Next generation of anglers showcased

Asked by emcee Lionel Robert who hooked the three bass he and his partner had weighed in on the final day of the fifth-annual “Castin’ for Cash” tournament this past weekend, Bradley Beacham didn’t pull any punches.
“I caught the two biggest ones,” he said matter-of-factly.
While the average angler likely would have, Beacham declined to give any credit to—or even make mention of—his partner, the guy with whom he shared the boat during the two-day event.
Then again, Bradley Beacham isn’t your average angler. Far from it.
He stands about half the size of most of his competitors, doesn’t own a big bass boat or a bunch of fancy equipment, and has much less angling experience.
And while the other fishermen downed cold beers and swapped stories of their weekend on the lake Sunday as they waited patiently for the final weigh-in to begin, Beacham clutched a snow cone and tried out a nearby swingset.
Just what you’d expect out of a nine-year-old.
Beacham, who was teamed with his dad, Wayne, was just one of a handful of junior anglers who took part in “Castin’ for Cash” this year. The tourney, which typically attracts a few parent-child combinations, boasted about a half-dozen this year.
Greg Swire, who won the “Castin’ for Cash” crown last July, turned to his nine-year-old daughter, Taylor, when he found out his regular partner wouldn’t be available last weekend.

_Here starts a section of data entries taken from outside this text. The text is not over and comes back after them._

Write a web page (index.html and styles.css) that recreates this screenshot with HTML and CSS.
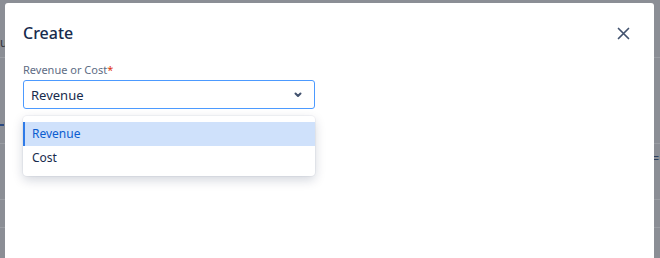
FILE: index.html
```html
<!DOCTYPE html>
<html>
<head>
<meta charset="utf-8">
<link rel="stylesheet" href="styles.css">
</head>
<body>
<div class="backdrop">
  <div class="bg-line l1"></div>
  <div class="bg-line l2"></div>
  <div class="bg-line l3"></div>
  <div class="bg-line l4"></div>
  <span class="bg-text">ur</span>
  <span class="bg-mark"></span>
  <span class="bg-eq">=</span>
</div>
<div class="modal">
  <div class="header">
    <h1 class="title">Create</h1>
    <button class="close" aria-label="Close">
      <svg width="13" height="13" viewBox="0 0 13 13"><path d="M1.5 1.5 L11.5 11.5 M11.5 1.5 L1.5 11.5" stroke="#42526e" stroke-width="1.7" stroke-linecap="round"/></svg>
    </button>
  </div>
  <div class="field">
    <label class="label">Revenue or Cost<span class="req">*</span></label>
    <div class="select">
      <span class="value">Revenue</span>
      <svg class="chev" width="10" height="8" viewBox="0 0 10 8"><path d="M2.5 2.5 L5 5 L7.5 2.5" stroke="#42526e" stroke-width="2" fill="none" stroke-linecap="round" stroke-linejoin="round"/></svg>
    </div>
    <div class="menu">
      <div class="option selected">Revenue</div>
      <div class="option">Cost</div>
    </div>
  </div>
</div>
</body>
</html>
```

FILE: styles.css
```css
html, body {
  margin: 0;
  height: 100%;
}
body {
  background: #8b8e95;
  padding: 3px 6px 0 5px;
  box-sizing: border-box;
  display: flex;
  font-family: "Noto Sans", "Open Sans", sans-serif;
  color: #172b4d;
  overflow: hidden;
  position: relative;
}
.backdrop {
  position: absolute;
  inset: 0;
}
.bg-line {
  position: absolute;
  left: 0;
  right: 0;
  height: 1px;
  background: #9a9da3;
}
.l1 { top: 57px; }
.l2 { top: 143px; }
.l3 { top: 199px; }
.l4 { top: 227px; }
.bg-text {
  position: absolute;
  left: 0;
  top: 34px;
  font-size: 12px;
  color: #30343c;
}
.bg-mark {
  position: absolute;
  left: 0;
  top: 124px;
  width: 4px;
  height: 2px;
  background: #2b4a80;
}
.bg-eq {
  position: absolute;
  right: 1px;
  top: 150px;
  font-size: 12px;
  color: #2e3e5c;
}
.modal {
  position: relative;
  flex: 1;
  background: #fff;
  border-radius: 3px 3px 0 0;
  padding: 0 18px;
}
.header {
  display: flex;
  align-items: center;
  justify-content: space-between;
  height: 60px;
}
.title {
  margin: 0;
  font-size: 16px;
  font-weight: 500;
  color: #172b4d;
}
.close {
  border: 0;
  background: none;
  padding: 0;
  width: 13px;
  height: 13px;
  margin-right: 6px;
  display: flex;
}
.field {
  width: 292px;
}
.label {
  display: block;
  font-size: 11px;
  color: #5e6c84;
  line-height: 14px;
  margin-top: 0;
}
.req {
  color: #de350b;
}
.select {
  margin-top: 3px;
  height: 29px;
  box-sizing: border-box;
  border: 1px solid #4c9aff;
  border-radius: 3px;
  display: flex;
  align-items: center;
  justify-content: space-between;
  padding: 0 11px 0 7px;
  font-size: 13px;
  color: #172b4d;
}
.menu {
  margin-top: 7px;
  padding: 6px 0;
  border-radius: 4px;
  background: #fff;
  box-shadow: 0 4px 11px rgba(9, 30, 66, 0.18), 0 0 0 1px rgba(9, 30, 66, 0.04);
}
.option {
  height: 24px;
  line-height: 24px;
  padding-left: 9px;
  font-size: 12px;
  color: #172b4d;
}
.option.selected {
  background: #cfe1fb;
  color: #0b5ccf;
  box-shadow: inset 2px 0 0 #2f7be8;
}
```
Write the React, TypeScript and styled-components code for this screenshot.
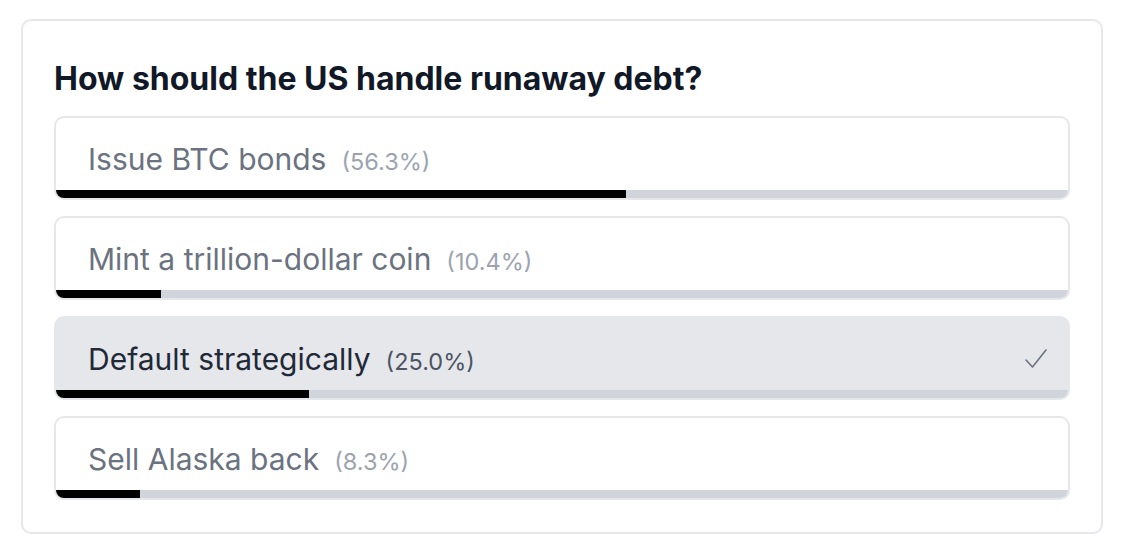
import React from 'react'
import styled, { createGlobalStyle } from 'styled-components'

const GlobalStyle = createGlobalStyle`
  body {
    margin: 0;
    background: #ffffff;
    font-family: Inter, "Noto Sans", sans-serif;
  }
`

const Card = styled.div`
  box-sizing: border-box;
  width: 1082px;
  margin: 19px 0 0 21px;
  padding: 38px 31px 32px 31px;
  border: 2px solid #e5e7eb;
  border-radius: 10px;
  background: #ffffff;
`

const Title = styled.h2`
  margin: 0 0 17px 0;
  font-size: 32px;
  line-height: 40px;
  font-weight: 700;
  color: #111827;
`

const OptionList = styled.div`
  display: flex;
  flex-direction: column;
  gap: 16px;
`

const Option = styled.div<{ $selected?: boolean }>`
  display: flex;
  flex-direction: column;
  border: 2px solid #e5e7eb;
  border-radius: 10px;
  overflow: hidden;
  background: ${({ $selected }) => ($selected ? '#e5e7eb' : '#ffffff')};
`

const Label = styled.div`
  height: 72px;
  box-sizing: border-box;
  padding: 10px 19px 0 32px;
  display: flex;
  align-items: center;
  justify-content: space-between;
`

const LabelText = styled.span<{ $selected?: boolean }>`
  font-size: 30px;
  color: ${({ $selected }) => ($selected ? '#1f2937' : '#6b7280')};
`

const Percent = styled.span<{ $selected?: boolean }>`
  margin-left: 15px;
  font-size: 23.5px;
  color: ${({ $selected }) => ($selected ? '#4b5563' : '#9ca3af')};
`

const Track = styled.div`
  height: 8px;
  background: #d1d5db;
`

const Fill = styled.div`
  height: 100%;
  background: #000000;
`

const Check = () => (
  <svg width="26" height="24" viewBox="0 0 26 24" fill="none">
    <path d="M3 13 L9.5 20 L23 3" stroke="#6b7280" strokeWidth="1.6" strokeLinecap="round" strokeLinejoin="round" />
  </svg>
)

const options = [
  { label: 'Issue BTC bonds', pct: 56.3 },
  { label: 'Mint a trillion-dollar coin', pct: 10.4 },
  { label: 'Default strategically', pct: 25.0, selected: true },
  { label: 'Sell Alaska back', pct: 8.3 },
]

export default function App() {
  return (
    <>
      <GlobalStyle />
      <Card>
        <Title>How should the US handle runaway debt?</Title>
        <OptionList>
          {options.map((o) => (
            <Option key={o.label} $selected={o.selected}>
              <Label>
                <span>
                  <LabelText $selected={o.selected}>{o.label}</LabelText>
                  <Percent $selected={o.selected}>({o.pct.toFixed(1)}%)</Percent>
                </span>
                {o.selected && <Check />}
              </Label>
              <Track>
                <Fill style={{ width: `${o.pct}%` }} />
              </Track>
            </Option>
          ))}
        </OptionList>
      </Card>
    </>
  )
}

“She was after me all of last year to take her in one,” Swire said, adding he’s been taking Taylor fishing since she was only a toddler. “This was the perfect opportunity, I thought.”
And the youngster wasted no time offering up her services for next year. “She asked me this morning if she could go again,” Swire said yesterday. “She really liked it.”
Another of the tournament’s next generation of competitors was Samantha Stahn, the 10-year-old daughter of Devlin’s Greg Stahn, who said sharing the boat with his youngest child was one of the “highlights of [his] year.”
“I’d always hoped one of my daughters would go with,” he said. “It was quite a treat for me.”
And it didn’t take long for the kids to prove they could hold their own on the lake.
The Swires reeled in a two-day total of 15.67 pounds to finish in 21st spot, among the top-third of the 65 teams entered. Meanwhile, the Stahns (in 36th with 10.34 pounds) and the Beachams (in 39th with 9.40) left a number of all-adult teams in the dust, too.
The young’ns are all good anglers, their dads agreed.
Just like the adults, some of the youngsters did have trouble coping with the sweltering heat (temperatures topped out around 35 C both Saturday and Sunday) but didn’t let the tough conditions deter them.
While most adults anglers downed bottles of water or placed wet towels on their necks to stay cool, Samantha Stahn beat the heat the best way kids know how—jumping in for a swim.
And she didn’t even scare the bass away. Actually, quite the contrary.
“She jumped in the lake and it wasn’t five minutes later I had a fish on my line. And I said to her, ‘Can you jump back in and grab the net?’” the elder Stahn laughed.
With about an hour still to go Sunday, Swire told his daughter that if the heat was too much for her to bear, they could head for shore early. Her response?
“She said, ‘I don’t want to, dad, we still need one more fish,” Greg Swire recalled.
Tourney organizer Bill Godin said he was pleased to see a handful of kids participating last weekend.
“It’s always good to see them out here,” he said. “We usually have a couple every year, but this is the most we’ve had.”
After all, the youngsters are the future of tournament angling in this region. “That’s what keeps these things going is new blood,” Swire said.
“It’s really good to see some young people,” agreed Stahn. “Without that, these things will die.”
Richard’s Rod ’n Reel Service in Devlin donated $50 gift certificates to be awarded to every angler under the age of 13 who took part in “Castin’ for Cash.”